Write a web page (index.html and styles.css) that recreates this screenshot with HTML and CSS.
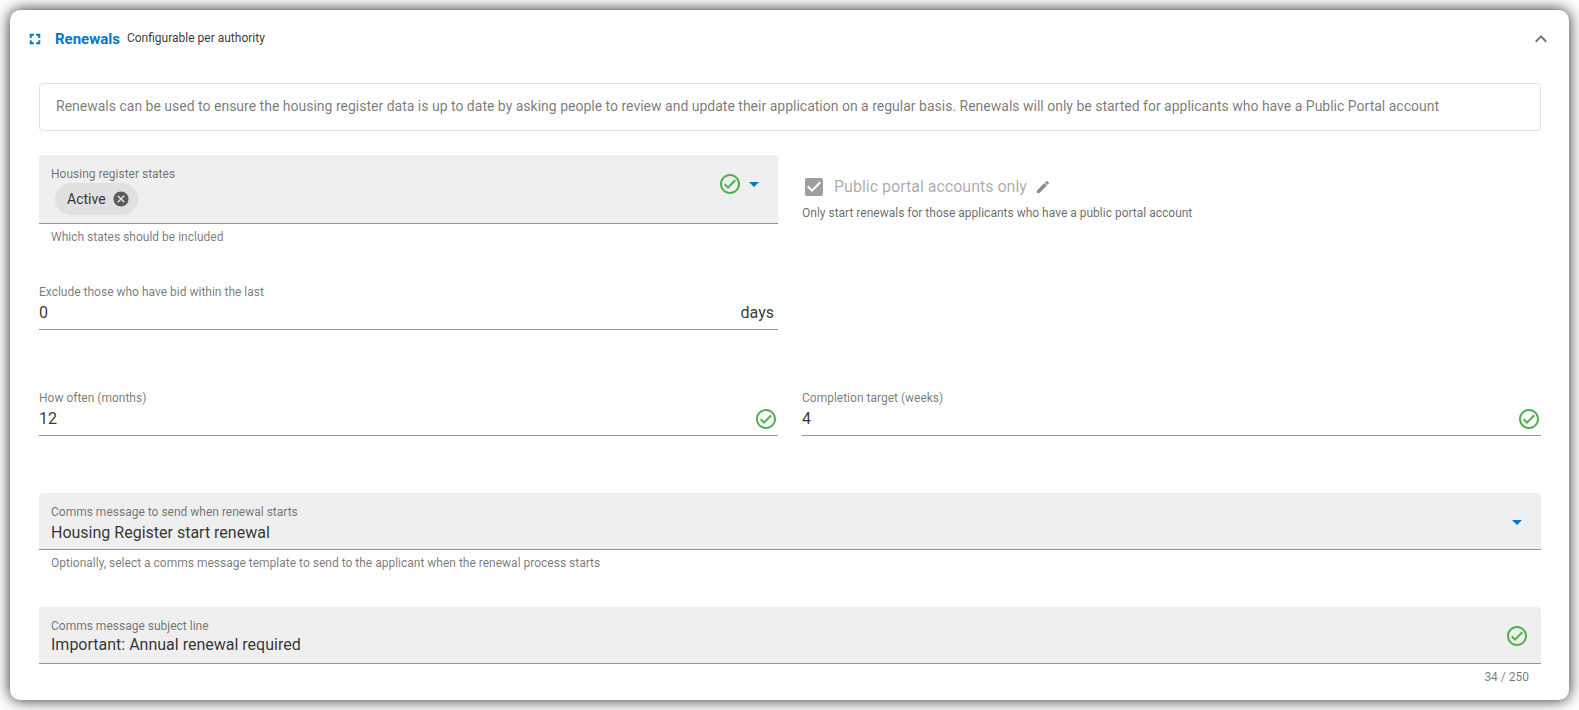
FILE: index.html
```html
<!DOCTYPE html>
<html lang="en">
<head>
  <meta charset="UTF-8">
  <meta name="viewport" content="width=device-width, initial-scale=1.0">
  <title>Renewals</title>
  <link rel="stylesheet" href="styles.css">
</head>
<body>
  <!-- Shared icons -->
  <svg class="sprite" aria-hidden="true">
    <symbol id="check-circle" viewBox="0 0 24 24">
      <path d="M12 2C6.5 2 2 6.5 2 12S6.5 22 12 22 22 17.5 22 12 17.5 2 12 2M12 20C7.59 20 4 16.41 4 12S7.59 4 12 4 20 7.59 20 12 16.41 20 12 20M16.59 7.58L10 14.17L7.41 11.59L6 13L10 17L18 9L16.59 7.58Z"/>
    </symbol>
    <symbol id="caret" viewBox="0 0 24 24">
      <path d="M7 10L12 15L17 10H7Z"/>
    </symbol>
  </svg>

  <section class="card">
    <header class="card-header">
      <button class="icon-button expand" type="button" aria-label="Full screen">
        <svg viewBox="0 0 24 24"><path d="M5 5H10.5V7.6H7.6V10.5H5V5M13.5 5H19V10.5H16.4V7.6H13.5V5M16.4 13.5H19V19H13.5V16.4H16.4V13.5M10.5 16.4V19H5V13.5H7.6V16.4H10.5Z"/></svg>
      </button>
      <h1>Renewals</h1>
      <span class="subtitle">Configurable per authority</span>
      <button class="icon-button collapse" type="button" aria-label="Collapse">
        <svg viewBox="0 0 24 24"><path d="M7.41 15.41L12 10.83L16.59 15.41L18 14L12 8L6 14L7.41 15.41Z"/></svg>
      </button>
    </header>

    <form class="card-body">
      <p class="info">Renewals can be used to ensure the housing register data is up to date by asking people to review and update their application on a regular basis. Renewals will only be started for applicants who have a Public Portal account</p>

      <div class="fields">
        <div class="field">
          <div class="control filled">
            <div class="control-main">
              <span class="label" id="states-label">Housing register states</span>
              <div class="chips">
                <span class="chip">Active
                  <button class="icon-button chip-close" type="button" aria-label="Remove Active">
                    <svg viewBox="0 0 24 24"><path d="M12 2C6.47 2 2 6.47 2 12S6.47 22 12 22 22 17.53 22 12 17.53 2 12 2M17 15.59L15.59 17L12 13.41L8.41 17L7 15.59L10.59 12L7 8.41L8.41 7L12 10.59L15.59 7L17 8.41L13.41 12L17 15.59Z"/></svg>
                  </button>
                </span>
              </div>
            </div>
            <svg class="icon valid"><use href="#check-circle"/></svg>
            <button class="icon-button caret" type="button" aria-labelledby="states-label">
              <svg><use href="#caret"/></svg>
            </button>
          </div>
          <div class="details">Which states should be included</div>
        </div>

        <div class="field checkbox-field">
          <div class="checkbox-row">
            <input type="checkbox" id="portalOnly" checked disabled>
            <label for="portalOnly">Public portal accounts only</label>
            <svg class="icon pencil" viewBox="0 0 24 24"><path d="M20.71 7.04C21.1 6.65 21.1 6 20.71 5.63L18.37 3.29C18 2.9 17.35 2.9 16.96 3.29L15.12 5.12L18.87 8.87M3 17.25V21H6.75L17.81 9.93L14.06 6.18L3 17.25Z"/></svg>
          </div>
          <div class="checkbox-hint">Only start renewals for those applicants who have a public portal account</div>
        </div>

        <div class="field">
          <div class="control plain">
            <div class="control-main">
              <label class="label" for="exclude">Exclude those who have bid within the last</label>
              <input type="text" id="exclude" value="0">
            </div>
            <span class="suffix">days</span>
          </div>
          <div class="details"></div>
        </div>

        <div class="field first">
          <div class="control plain">
            <div class="control-main">
              <label class="label" for="often">How often (months)</label>
              <input type="text" id="often" value="12">
            </div>
            <svg class="icon valid"><use href="#check-circle"/></svg>
          </div>
          <div class="details"></div>
        </div>

        <div class="field">
          <div class="control plain">
            <div class="control-main">
              <label class="label" for="target">Completion target (weeks)</label>
              <input type="text" id="target" value="4">
            </div>
            <svg class="icon valid"><use href="#check-circle"/></svg>
          </div>
          <div class="details"></div>
        </div>

        <div class="field wide">
          <div class="control filled">
            <div class="control-main">
              <label class="label" for="message">Comms message to send when renewal starts</label>
              <select id="message">
                <option>Housing Register start renewal</option>
              </select>
            </div>
            <svg class="icon caret"><use href="#caret"/></svg>
          </div>
          <div class="details">Optionally, select a comms message template to send to the applicant when the renewal process starts</div>
        </div>

        <div class="field wide">
          <div class="control filled">
            <div class="control-main">
              <label class="label" for="subject">Comms message subject line</label>
              <input type="text" id="subject" maxlength="250" value="Important: Annual renewal required">
            </div>
            <svg class="icon valid"><use href="#check-circle"/></svg>
          </div>
          <div class="details counter">34 / 250</div>
        </div>
      </div>
    </form>
  </section>
</body>
</html>
```

FILE: styles.css
```css
* {
  box-sizing: border-box;
}

body {
  font-family: Roboto, "Liberation Sans", sans-serif;
  font-size: 16px;
  margin: 0;
  padding: 10px;
  background: #ffffff;
  color: rgba(0, 0, 0, 0.8);
}

.sprite {
  display: none;
}

/* Card */
.card {
  background: #ffffff;
  border-radius: 10px;
  box-shadow: 0 0 15px rgba(0, 0, 0, 0.87);
}

.card-header {
  display: flex;
  align-items: center;
  height: 57px;
  padding: 0 16px;
}

.card-body {
  padding: 16px 28px 15px 29px;
}

h1 {
  font-size: 15px;
  font-weight: 700;
  color: #0077c8;
  margin: 0 7px 0 11px;
}

.subtitle {
  font-size: 12px;
  line-height: 15px;
}

/* Icons */
.icon,
.icon-button {
  flex: none;
  width: 24px;
  height: 24px;
}

.icon,
.icon-button svg {
  display: block;
  fill: currentColor;
}

.icon-button {
  padding: 0;
  border: none;
  background: none;
  cursor: pointer;
}

.icon-button svg {
  width: 100%;
  height: 100%;
}

.expand {
  width: 18px;
  height: 18px;
  color: #0077c8;
}

.collapse {
  margin-left: auto;
  color: rgba(0, 0, 0, 0.54);
}

.valid {
  color: #4caf50;
}

.caret {
  color: #0077c8;
}

/* Info text */
.info {
  margin: 0 0 24px;
  padding: 12px 16px 14px;
  border: 1px solid #e0e0e0;
  border-radius: 4px;
  font-size: 14px;
  line-height: 20px;
  color: rgba(0, 0, 0, 0.54);
}

/* Fields */
.fields {
  display: grid;
  grid-template-columns: 1fr 1fr;
  gap: 36px 24px;
}

.first {
  grid-column-start: 1;
}

.wide {
  grid-column: 1 / -1;
}

.control {
  display: flex;
  border-bottom: 1px solid #949494;
}

.control-main {
  flex: 1;
  min-width: 0;
}

.filled {
  padding: 11px 12px 0;
  background: #efefef;
  border-radius: 4px 4px 0 0;
}

.filled .icon,
.filled .icon-button.caret {
  margin-top: 6px;
}

.plain {
  align-items: flex-end;
  padding: 3px 0 4px;
}

.label {
  display: block;
  font-size: 12px;
  line-height: 16px;
  color: rgba(0, 0, 0, 0.54);
}

.control input,
.control select {
  display: block;
  width: 100%;
  height: 25px;
  padding: 0;
  border: none;
  outline: none;
  background: transparent;
  font-family: inherit;
  font-size: 16px;
  color: inherit;
}

.filled input {
  height: 21px;
  margin-bottom: 8px;
}

.control select {
  height: 25px;
  margin-bottom: 4px;
  appearance: none;
}

.suffix {
  padding-right: 4px;
  line-height: 25px;
}

.details {
  min-height: 16px;
  margin-top: 5px;
  padding: 0 12px;
  font-size: 12px;
  line-height: 16px;
  color: rgba(0, 0, 0, 0.54);
}

.counter {
  text-align: right;
}

/* Chips */
.chips {
  padding: 1px 4px 8px;
}

.chip {
  display: inline-flex;
  align-items: center;
  gap: 6px;
  height: 32px;
  padding: 0 8px 0 12px;
  border-radius: 16px;
  background: #e0e0e0;
  font-size: 14px;
  line-height: 18px;
  vertical-align: top;
}

.chip-close {
  width: 18px;
  height: 18px;
  color: rgba(0, 0, 0, 0.6);
}

/* Checkbox */
.checkbox-field {
  padding-top: 20px;
}

.checkbox-row {
  display: flex;
  align-items: center;
  height: 24px;
  line-height: 20px;
  color: rgba(0, 0, 0, 0.35);
}

.checkbox-row input {
  appearance: none;
  width: 18px;
  height: 18px;
  margin: 0 11px 0 3px;
  border-radius: 2px;
  background: #9e9e9e;
}

.checkbox-row input:checked {
  background-image: url("data:image/svg+xml,%3Csvg xmlns='http://www.w3.org/2000/svg' viewBox='3 3 18 18'%3E%3Cpath fill='white' d='M10 17L5 12L6.41 10.59L10 14.17L17.59 6.58L19 8L10 17Z'/%3E%3C/svg%3E");
}

.pencil {
  width: 16px;
  height: 16px;
  margin-left: 8px;
  color: #8a8a8a;
}

.checkbox-hint {
  margin-top: 6px;
  font-size: 12px;
  line-height: 16px;
  color: rgba(0, 0, 0, 0.6);
}
```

== == ==

▶ _DO THIS_: Report each line in the data that holds the word "index".

▶ _RESPONSE FOR THIS EXERCISE_:
Write a web page (index.html and styles.css) that recreates this screenshot with HTML and CSS.
FILE: index.html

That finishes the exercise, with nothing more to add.